▶ _DATA PROVIDED_:
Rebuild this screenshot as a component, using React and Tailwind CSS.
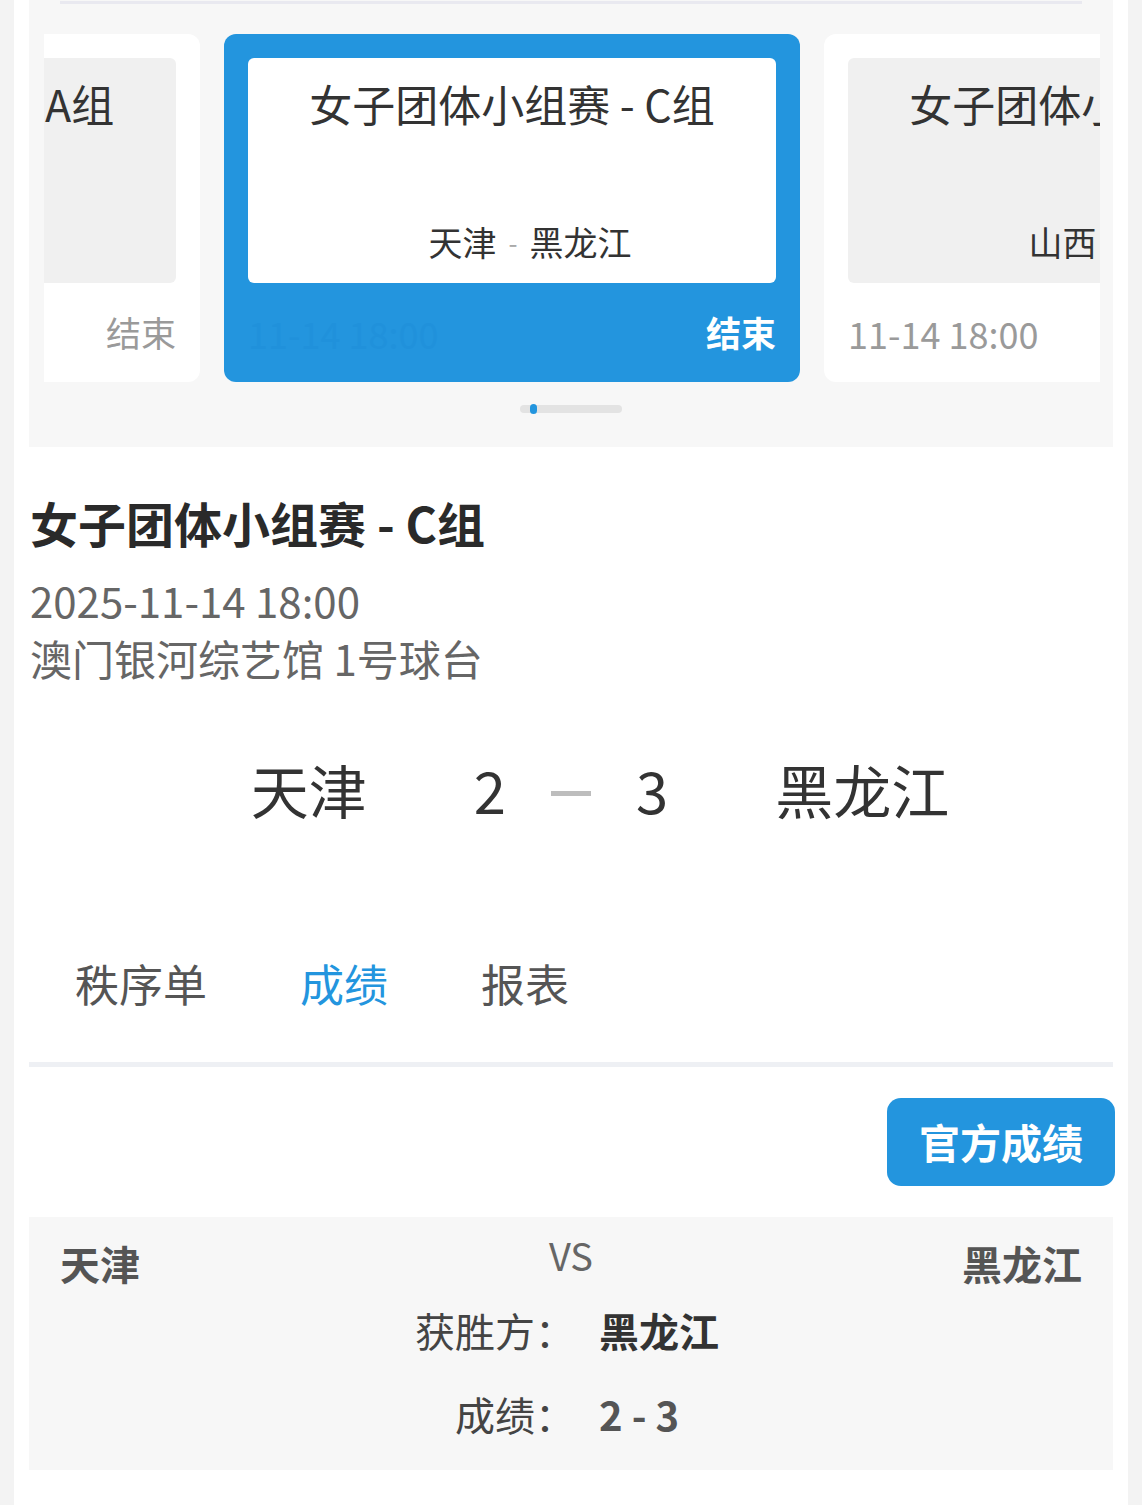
const FONT = { fontFamily: '"Noto Sans CJK SC", "Noto Sans", sans-serif' };

function MatchCard({ title, home, away, time, status, active }) {
  return (
    <div
      className={
        'w-[576px] h-[348px] shrink-0 rounded-xl px-6 pt-6 flex flex-col ' +
        (active ? 'bg-[#2395de]' : 'bg-white')
      }
    >
      <div
        className={
          'h-[225px] rounded-md flex flex-col items-center justify-between pt-[14px] pb-4 ' +
          (active ? 'bg-white' : 'bg-[#f0f0f0]')
        }
      >
        <div className="text-[43px] leading-[63px] text-[#333] whitespace-nowrap">{title}</div>
        <div className="pl-9 flex items-center text-[34px] leading-[51px] text-[#333] whitespace-nowrap">
          <span>{home}</span>
          <span className="mx-3 text-[#aaa] text-[26px]">-</span>
          <span>{away}</span>
        </div>
      </div>
      <div className="flex-1 flex items-center justify-between">
        <span className={'text-[36px] ' + (active ? 'text-[#2091db]' : 'text-[#9a9a9a]')}>{time}</span>
        <span className={'text-[35px] ' + (active ? 'text-white font-bold' : 'text-[#9a9a9a]')}>{status}</span>
      </div>
    </div>
  );
}

export default function App() {
  return (
    <div className="min-h-screen bg-[#f3f3f3]" style={FONT}>
      <div className="mx-[14px] bg-white min-h-[1505px] pb-8">
        {/* carousel */}
        <div className="mx-[15px] bg-[#f7f7f7] h-[447px] px-[15px] pt-px">
          <div className="h-[3px] mx-4 bg-[#e9e9f0]" />
          <div className="mt-[30px] mr-[-2px] overflow-hidden">
            <div className="flex gap-6 -translate-x-[420px]">
              <MatchCard title="女子团体小组赛 - A组" home="山东" away="广东" time="11-14 18:00" status="结束" />
              <MatchCard title="女子团体小组赛 - C组" home="天津" away="黑龙江" time="11-14 18:00" status="结束" active />
              <MatchCard title="女子团体小组赛 - C组" home="山西" away="内蒙古" time="11-14 18:00" status="结束" />
            </div>
          </div>
          <div className="mt-[23px] flex justify-center">
            <div className="w-[102px] h-2 rounded-full bg-[#e3e3e3] relative">
              <div className="absolute left-[10px] -top-px w-[7px] h-[10px] rounded-full bg-[#2395de]" />
            </div>
          </div>
        </div>

        {/* match info */}
        <div className="px-4">
          <h1 className="mt-[42px] text-[48px] leading-[67px] font-bold text-[#2a2a2a]">女子团体小组赛 - C组</h1>
          <div className="mt-[15px] text-[42px] leading-[58px] text-[#666]">2025-11-14 18:00</div>
          <div className="text-[42px] leading-[58px] text-[#666]">澳门银河综艺馆 1号球台</div>
        </div>

        {/* score */}
        <div className="mt-[62px] grid grid-cols-[1fr_auto_1fr] gap-x-[107px] items-center text-[58px] leading-[80px] text-[#333]">
          <div className="text-right">天津</div>
          <div className="flex items-center gap-[45px]">
            <span>2</span>
            <span className="w-10 h-[5px] mt-2 bg-[#bdbdbd]" />
            <span>3</span>
          </div>
          <div>黑龙江</div>
        </div>

        {/* tabs */}
        <div className="mt-[124px] pl-[61px] flex gap-[93px] text-[44px] leading-[60px]">
          <span className="text-[#555]">秩序单</span>
          <span className="text-[#2395de]">成绩</span>
          <span className="text-[#555]">报表</span>
        </div>
        <div className="mt-[49px] mx-[15px] h-[5px] bg-[#eef0f4]" />

        <div className="mt-[31px] mr-[13px] flex justify-end">
          <button className="w-[228px] h-[88px] rounded-[14px] bg-[#2395de] text-white text-[41px] font-bold">
            官方成绩
          </button>
        </div>

        {/* result */}
        <div className="mt-[31px] mx-[15px] bg-[#f7f7f7] px-[31px] pt-[18px] pb-7">
          <div className="grid grid-cols-3 items-start">
            <div className="text-[40px] leading-[56px] font-bold text-[#555]">天津</div>
            <div className="text-center text-[38px] leading-[40px] text-[#666]">VS</div>
            <div className="text-right text-[40px] leading-[56px] font-bold text-[#555]">黑龙江</div>
          </div>
          <div className="mt-[11px] flex pl-8 text-[40px] leading-[56px]">
            <div className="flex-1 text-right text-[#444]">获胜方：</div>
            <div className="flex-1 pl-6 font-bold text-[#333]">黑龙江</div>
          </div>
          <div className="mt-[28px] flex pl-8 text-[40px] leading-[56px]">
            <div className="flex-1 text-right text-[#444]">成绩：</div>
            <div className="flex-1 pl-6 font-bold text-[#555]">2 - 3</div>
          </div>
        </div>
      </div>
    </div>
  );
}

▶ _YOUR TASK_: Keep the pictures out of the copy and return the rest of the data above exactly.

▶ _FULL SOLUTION_:
Rebuild this screenshot as a component, using React and Tailwind CSS.
const FONT = { fontFamily: '"Noto Sans CJK SC", "Noto Sans", sans-serif' };

function MatchCard({ title, home, away, time, status, active }) {
  return (
    <div
      className={
        'w-[576px] h-[348px] shrink-0 rounded-xl px-6 pt-6 flex flex-col ' +
        (active ? 'bg-[#2395de]' : 'bg-white')
      }
    >
      <div
        className={
          'h-[225px] rounded-md flex flex-col items-center justify-between pt-[14px] pb-4 ' +
          (active ? 'bg-white' : 'bg-[#f0f0f0]')
        }
      >
        <div className="text-[43px] leading-[63px] text-[#333] whitespace-nowrap">{title}</div>
        <div className="pl-9 flex items-center text-[34px] leading-[51px] text-[#333] whitespace-nowrap">
          <span>{home}</span>
          <span className="mx-3 text-[#aaa] text-[26px]">-</span>
          <span>{away}</span>
        </div>
      </div>
      <div className="flex-1 flex items-center justify-between">
        <span className={'text-[36px] ' + (active ? 'text-[#2091db]' : 'text-[#9a9a9a]')}>{time}</span>
        <span className={'text-[35px] ' + (active ? 'text-white font-bold' : 'text-[#9a9a9a]')}>{status}</span>
      </div>
    </div>
  );
}

export default function App() {
  return (
    <div className="min-h-screen bg-[#f3f3f3]" style={FONT}>
      <div className="mx-[14px] bg-white min-h-[1505px] pb-8">
        {/* carousel */}
        <div className="mx-[15px] bg-[#f7f7f7] h-[447px] px-[15px] pt-px">
          <div className="h-[3px] mx-4 bg-[#e9e9f0]" />
          <div className="mt-[30px] mr-[-2px] overflow-hidden">
            <div className="flex gap-6 -translate-x-[420px]">
              <MatchCard title="女子团体小组赛 - A组" home="山东" away="广东" time="11-14 18:00" status="结束" />
              <MatchCard title="女子团体小组赛 - C组" home="天津" away="黑龙江" time="11-14 18:00" status="结束" active />
              <MatchCard title="女子团体小组赛 - C组" home="山西" away="内蒙古" time="11-14 18:00" status="结束" />
            </div>
          </div>
          <div className="mt-[23px] flex justify-center">
            <div className="w-[102px] h-2 rounded-full bg-[#e3e3e3] relative">
              <div className="absolute left-[10px] -top-px w-[7px] h-[10px] rounded-full bg-[#2395de]" />
            </div>
          </div>
        </div>

        {/* match info */}
        <div className="px-4">
          <h1 className="mt-[42px] text-[48px] leading-[67px] font-bold text-[#2a2a2a]">女子团体小组赛 - C组</h1>
          <div className="mt-[15px] text-[42px] leading-[58px] text-[#666]">2025-11-14 18:00</div>
          <div className="text-[42px] leading-[58px] text-[#666]">澳门银河综艺馆 1号球台</div>
        </div>

        {/* score */}
        <div className="mt-[62px] grid grid-cols-[1fr_auto_1fr] gap-x-[107px] items-center text-[58px] leading-[80px] text-[#333]">
          <div className="text-right">天津</div>
          <div className="flex items-center gap-[45px]">
            <span>2</span>
            <span className="w-10 h-[5px] mt-2 bg-[#bdbdbd]" />
            <span>3</span>
          </div>
          <div>黑龙江</div>
        </div>

        {/* tabs */}
        <div className="mt-[124px] pl-[61px] flex gap-[93px] text-[44px] leading-[60px]">
          <span className="text-[#555]">秩序单</span>
          <span className="text-[#2395de]">成绩</span>
          <span className="text-[#555]">报表</span>
        </div>
        <div className="mt-[49px] mx-[15px] h-[5px] bg-[#eef0f4]" />

        <div className="mt-[31px] mr-[13px] flex justify-end">
          <button className="w-[228px] h-[88px] rounded-[14px] bg-[#2395de] text-white text-[41px] font-bold">
            官方成绩
          </button>
        </div>

        {/* result */}
        <div className="mt-[31px] mx-[15px] bg-[#f7f7f7] px-[31px] pt-[18px] pb-7">
          <div className="grid grid-cols-3 items-start">
            <div className="text-[40px] leading-[56px] font-bold text-[#555]">天津</div>
            <div className="text-center text-[38px] leading-[40px] text-[#666]">VS</div>
            <div className="text-right text-[40px] leading-[56px] font-bold text-[#555]">黑龙江</div>
          </div>
          <div className="mt-[11px] flex pl-8 text-[40px] leading-[56px]">
            <div className="flex-1 text-right text-[#444]">获胜方：</div>
            <div className="flex-1 pl-6 font-bold text-[#333]">黑龙江</div>
          </div>
          <div className="mt-[28px] flex pl-8 text-[40px] leading-[56px]">
            <div className="flex-1 text-right text-[#444]">成绩：</div>
            <div className="flex-1 pl-6 font-bold text-[#555]">2 - 3</div>
          </div>
        </div>
      </div>
    </div>
  );
}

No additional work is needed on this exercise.